Posted on 9:20 AM by Unknown

If you're one of those people who is fascinated by the internals of concurrency control algorithms, here's some fun new references that you might enjoy.

  • I recently came across a great new paper from a team lead by Per-Ake Larson of Microsoft: High-Performance Concurrency Control Mechanisms for Main-Memory Databases

    These guys are really pushing the edge, trying for both the highest-concurrency AND the highest raw performance, because they're looking at fully memory-resident databases. The paper is quite clear and easy to read, and I really enjoyed the way that they dug into some of the intricacies and edge cases. Plus, it has a great set of references to chase.

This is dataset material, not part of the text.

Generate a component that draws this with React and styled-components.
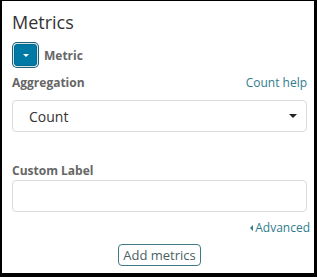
import React from "react";
import styled, { createGlobalStyle } from "styled-components";

const Global = createGlobalStyle`
  html, body { margin: 0; padding: 0; background: #fff; }
  body { font-family: "Open Sans", "Noto Sans", sans-serif; }
`;

const Frame = styled.div`
  box-sizing: border-box;
  width: 317px;
  height: 277px;
  border-style: solid;
  border-color: #000;
  border-width: 1px 3px 4px 2px;
  padding: 9px 7px 0 10px;
  display: flex;
  flex-direction: column;
  background: #fff;
`;

const Title = styled.h2`
  margin: 0;
  font-size: 18px;
  font-weight: 400;
  line-height: 24px;
  color: #333;
`;

const ToggleRow = styled.div`
  display: flex;
  align-items: center;
  gap: 7px;
  margin-top: 10px;
`;

const ToggleButton = styled.button`
  box-sizing: border-box;
  width: 23px;
  height: 22px;
  margin-left: 2px;
  padding: 0;
  border: 1px solid #006b8f;
  border-radius: 3px;
  background: #0079a5;
  box-shadow: 0 0 0 1px #d6e6ec, 0 0 0 2px #1c5f79;
  display: flex;
  align-items: center;
  justify-content: center;
`;

const Caret = styled.span`
  width: 0;
  height: 0;
  border-left: ${p => p.$size}px solid transparent;
  border-right: ${p => p.$size}px solid transparent;
  border-top: ${p => p.$size}px solid ${p => p.$color};
`;

const LeftCaret = styled.span`
  width: 0;
  height: 0;
  border-top: 3px solid transparent;
  border-bottom: 3px solid transparent;
  border-right: 3px solid #2f7c8c;
  margin-right: 2px;
`;

const GroupTitle = styled.span`
  font-size: 12px;
  font-weight: 700;
  color: #666;
`;

const LabelRow = styled.div`
  display: flex;
  justify-content: space-between;
  align-items: baseline;
  margin-top: ${p => p.$top}px;
`;

const Label = styled.label`
  font-size: 12px;
  font-weight: 700;
  color: #666;
  line-height: 16px;
`;

const Link = styled.a`
  font-size: 12px;
  color: #2f7c8c;
  line-height: 16px;
  text-decoration: none;
  display: inline-flex;
  align-items: center;
`;

const Field = styled.div`
  box-sizing: border-box;
  height: 32px;
  margin-top: ${p => p.$top}px;
  border: 1px solid #dcdcdc;
  border-radius: 4px;
  display: flex;
  align-items: center;
  justify-content: space-between;
  padding: 0 9px 0 16px;
  font-size: 14px;
  color: #333;
`;

const AdvancedRow = styled.div`
  display: flex;
  justify-content: flex-end;
  margin-top: 8px;
  margin-right: -3px;
`;

const Footer = styled.div`
  display: flex;
  justify-content: center;
  margin-top: 8px;
`;

const AddButton = styled.button`
  box-sizing: border-box;
  width: 83px;
  height: 22px;
  padding: 0;
  border: 1px solid #3f7b87;
  border-radius: 4px;
  background: #fff;
  font-family: inherit;
  font-size: 13px;
  color: #4b5f63;
`;

export default function App() {
  return (
    <>
      <Global />
      <Frame>
        <Title>Metrics</Title>
        <ToggleRow>
          <ToggleButton aria-label="Toggle">
            <Caret $size={3.5} $color="#fff" />
          </ToggleButton>
          <GroupTitle>Metric</GroupTitle>
        </ToggleRow>
        <LabelRow $top={9}>
          <Label>Aggregation</Label>
          <Link href="#">Count help</Link>
        </LabelRow>
        <Field $top={9}>
          <span>Count</span>
          <Caret $size={4} $color="#222" />
        </Field>
        <LabelRow $top={31}>
          <Label>Custom Label</Label>
        </LabelRow>
        <Field $top={1} />
        <AdvancedRow>
          <Link href="#">
            <LeftCaret />
            Advanced
          </Link>
        </AdvancedRow>
        <Footer>
          <AddButton>Add metrics</AddButton>
        </Footer>
      </Frame>
    </>
  );
}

    Decades of research has shown that multiversion concurrency control (MVCC) methods are more robust and perform well for a broad range of workloads. This led us to investigate how to construct MVCC mechanisms optimized for main memory settings. We designed two MVCC mechanisms: the first is optimistic and relies on validation, while the second one is pessimistic and relies on locking. The two schemes are mutually compatible in the sense that optimistic and pessimistic transactions can be mixed and access the same database concurrently. We systematically explored and evaluated these methods, providing an extensive experimental evaluation of the pros and cons of each approach.
  • Following some of the references from the above paper, I came across an older paper by Alexander Thomasian; it came out about a decade ago, but it was new to me: Concurrency Control: Methods, Performance, and Analysis.. The paper is behind the ACM paywall, but you might be able to find it online elsewhere.

    This paper spends a lot of time trying to derive analytical formulae for evaluating the performance impacts of concurrency control, which I think is rather a waste of time, in general, since the assumptions turn out to be rather ridiculous. I also hate the way the paper uses its own jargon, like saying "txn" instead of "transaction".

    But there are some nice sections, for example Section 2.6 which surveys a collection of "Methods to Improve Locking Performance".

    The concurrent processing of long read-only queries for decision support applications and short update txns introduces conflicts between the two workloads, especially when the former follows a strict 2PL paradigm.
  • A much more interesting paper is Michael Cahill's PhD thesis from 2009: Serializable Isolation for Snapshot Databases

    The point of his thesis is this: Snapshot Isolation, by itself, does not provide Serializable transactions. However, it is possible to augment Snapshot Isolation with additional locks, in a manner which provides serializability.

    Despite the attractive properties of SI, it has been known since SI was formalized in (Berenson et al., 1995) that SI permits non-serializable executions. In particular, it is possible for an SI-based concurrency control to interleave some transactions, where each transaction preserves an integrity constraint when run alone, but where the final state after the interleaved execution does not satisfy the constraint. This occurs when concurrent transactions modify different items that are related by a constraint, and it is called the “Write Skew” anomaly.

    ...

    In this thesis, we instead focus [on] changing the DBMS internals to guarantee that every execution is serializable regardless of the semantics of the transactions, while still having the attractive properties of SI, in particular much better performance than is allowed by strict two-phase locking.

    Note that, while working for SleepyCat/Oracle about 8 years ago, Cahill wrote a Snapshot Isolation implementation for BerkeleyDB, which I believe is the implementation that is now shipped as the "transactional" BDB edition, so he certainly knows what he's talking about here. Cahill's thesis ended up winning an award for the Australian dissertation of the year. Cahill also discusses an alternate implementation, for the InnoDB engine (again, an Oracle product) of MySQL.

Pretty geeky stuff, I know; my wife will certainly give me a hard time for this post. But if this is your cup of tea, drink deeply!